- Strzykocin Location within Poland
- Coordinates: 53°58′34″N 15°23′40″E﻿ / ﻿53.97611°N 15.39444°E
- Country: Poland
- Voivodeship: West Pomeranian
- County: Gryfice
- Gmina: Brojce
- Population: 175

= Strzykocin =

Strzykocin (Streckenthin) is a village in the administrative district of Gmina Brojce, within Gryfice County, West Pomeranian Voivodeship, in north-western Poland. It lies approximately 3 km north-east of Brojce, 15 km north-east of Gryfice, and 82 km north-east of the regional capital Szczecin.
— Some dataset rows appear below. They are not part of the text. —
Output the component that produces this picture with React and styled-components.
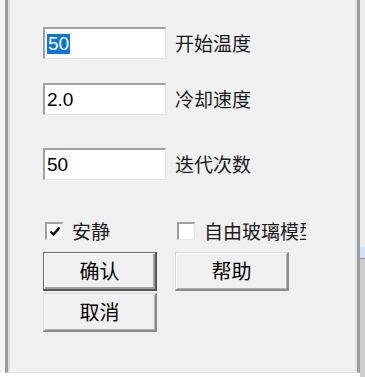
import styled, { createGlobalStyle } from "styled-components";

const GlobalStyle = createGlobalStyle`
  html, body {
    margin: 0;
    padding: 0;
    background: #ffffff;
  }
`;

const Screen = styled.div`
  display: flex;
  align-items: flex-start;
  width: 365px;
  height: 377px;
  overflow: hidden;
  font-family: "Noto Sans CJK SC", "Liberation Sans", sans-serif;
`;

const Gap = styled.div`
  width: 5px;
  flex: none;
  background: #f4f4f4;
  height: 373px;
`;

const Panel = styled.div`
  width: 355px;
  height: 373px;
  flex: none;
  box-sizing: border-box;
  background: #f0f0f0;
  border-left: 3px solid #9c9c9c;
  border-right: 3px solid #9c9c9c;
  border-bottom: 1px solid #e2e2e2;
  box-shadow: inset 2px 0 #dcdcdc, inset -2px 0 #e4e4e4;
  padding: 27px 0 0 35px;
  display: flex;
  flex-direction: column;
`;

const SideStrip = styled.div`
  width: 5px;
  flex: none;
  display: flex;
  flex-direction: column;
  height: 377px;
`;

const StripPart = styled.div`
  height: ${(p) => p.$h}px;
  flex: ${(p) => (p.$h ? "none" : "1")};
  background: ${(p) => p.$bg};
  border-top: ${(p) => (p.$line ? "1px solid #8a8a8a" : "none")};
`;

const FieldRow = styled.div`
  display: flex;
  align-items: center;
  gap: 9px;
  margin-top: ${(p) => p.$top || 0}px;
`;

const Field = styled.div`
  width: 123px;
  height: 32px;
  box-sizing: border-box;
  background: #ffffff;
  border-top: 2px solid #a0a0a0;
  border-left: 2px solid #a0a0a0;
  border-right: 1px solid #e3e3e3;
  border-bottom: 1px solid #e3e3e3;
  padding-left: 2px;
  display: flex;
  align-items: center;
  font-family: "Liberation Sans", Arial, sans-serif;
  font-size: 19px;
  color: #000;
`;

const Selected = styled.span`
  background: #0a74da;
  color: #ffffff;
  line-height: 20px;
  padding: 0 1px;
`;

const Label = styled.span`
  font-size: 19px;
  color: #1a1a1a;
  line-height: 1.25;
  white-space: nowrap;
`;

const CheckRow = styled.div`
  display: grid;
  grid-template-columns: 132px 131px;
  margin-top: 39px;
  height: 24px;
  align-items: center;
`;

/* the second option is cut by the dialog's control width, as in the original */
const CheckItem = styled.div`
  display: flex;
  align-items: center;
  gap: 9px;
  padding-left: 2px;
  overflow: ${(p) => (p.$clip ? "hidden" : "visible")};
  white-space: nowrap;
`;

const Box = styled.div`
  width: 18px;
  height: 18px;
  flex: none;
  box-sizing: border-box;
  background: #ffffff;
  border-top: 2px solid #a0a0a0;
  border-left: 2px solid #a0a0a0;
  border-right: 1px solid #e6e6e6;
  border-bottom: 1px solid #e6e6e6;
  display: flex;
  align-items: center;
  justify-content: center;
`;

const ButtonGrid = styled.div`
  display: grid;
  grid-template-columns: 114px 114px;
  column-gap: 18px;
  row-gap: 2px;
  margin-top: 9px;
  align-items: start;
`;

const Button = styled.div`
  height: 39px;
  box-sizing: border-box;
  background: #f0f0f0;
  border-top: 1px solid ${(p) => (p.$default ? "#6a6a6a" : "#d8d8d8")};
  border-left: 1px solid ${(p) => (p.$default ? "#6a6a6a" : "#d8d8d8")};
  border-right: 2px solid ${(p) => (p.$default ? "#555" : "#8a8a8a")};
  border-bottom: 2px solid ${(p) => (p.$default ? "#555" : "#8a8a8a")};
  box-shadow: ${(p) =>
    p.$default
      ? "inset 1px 1px #ffffff, inset -2px -2px #a0a0a0"
      : "inset 1px 1px #ffffff, inset -1px -1px #b4b4b4"};
  display: flex;
  align-items: center;
  justify-content: center;
  font-size: 20px;
  color: #000;
  padding-bottom: 2px;
`;

function Check() {
  return (
    <svg width="12" height="11" viewBox="0 0 12 11">
      <path d="M1.5 5.5 L4.5 8.5 L10.5 1.5" fill="none" stroke="#000" strokeWidth="2.4" />
    </svg>
  );
}

export default function App() {
  return (
    <>
      <GlobalStyle />
      <Screen>
        <Gap />
        <Panel>
          <FieldRow>
            <Field>
              <Selected>50</Selected>
            </Field>
            <Label>开始温度</Label>
          </FieldRow>
          <FieldRow $top={24}>
            <Field>2.0</Field>
            <Label>冷却速度</Label>
          </FieldRow>
          <FieldRow $top={33}>
            <Field>50</Field>
            <Label>迭代次数</Label>
          </FieldRow>

          <CheckRow>
            <CheckItem>
              <Box>
                <Check />
              </Box>
              <Label>安静</Label>
            </CheckItem>
            <CheckItem $clip>
              <Box />
              <Label>自由玻璃模型</Label>
            </CheckItem>
          </CheckRow>

          <ButtonGrid>
            <Button $default>确认</Button>
            <Button>帮助</Button>
            <Button>取消</Button>
          </ButtonGrid>
        </Panel>
        <SideStrip>
          <StripPart $h={247} $bg="#ececec" />
          <StripPart $h={11} $bg="#cfe2f6" />
          <StripPart $bg="#cfcfcf" $line />
        </SideStrip>
      </Screen>
    </>
  );
}
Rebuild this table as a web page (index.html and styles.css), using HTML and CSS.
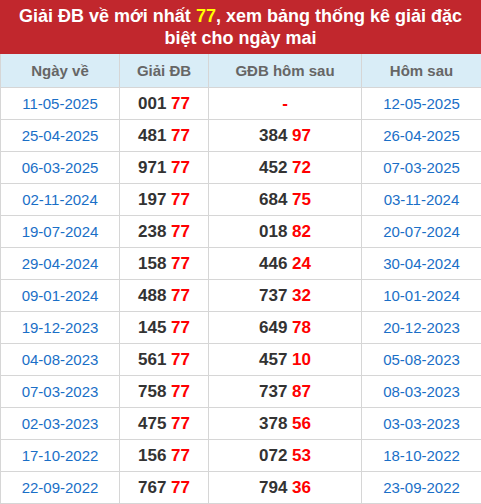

The village has a population of 175.

== Barrow cemetery ==
In the vicinity of the village lies an early medieval barrow cemetery, identified and partly investigated already in the 19th century. The site consists of about ten barrows with a characteristic quadrilateral shape, classified as the so-called Orzeszkowo type. Such square or rectangular barrows represent a distinctive funerary form of early medieval Pomerania, usually associated with the 11th–12th centuries.

Although the cemetery at Strzykocin constitutes an important example of this phenomenon, it remains relatively neglected today. The issue of quadrilateral barrows has recently been revisited in connection with investigations at the cemetery in Nowy Chorów, Słupsk County.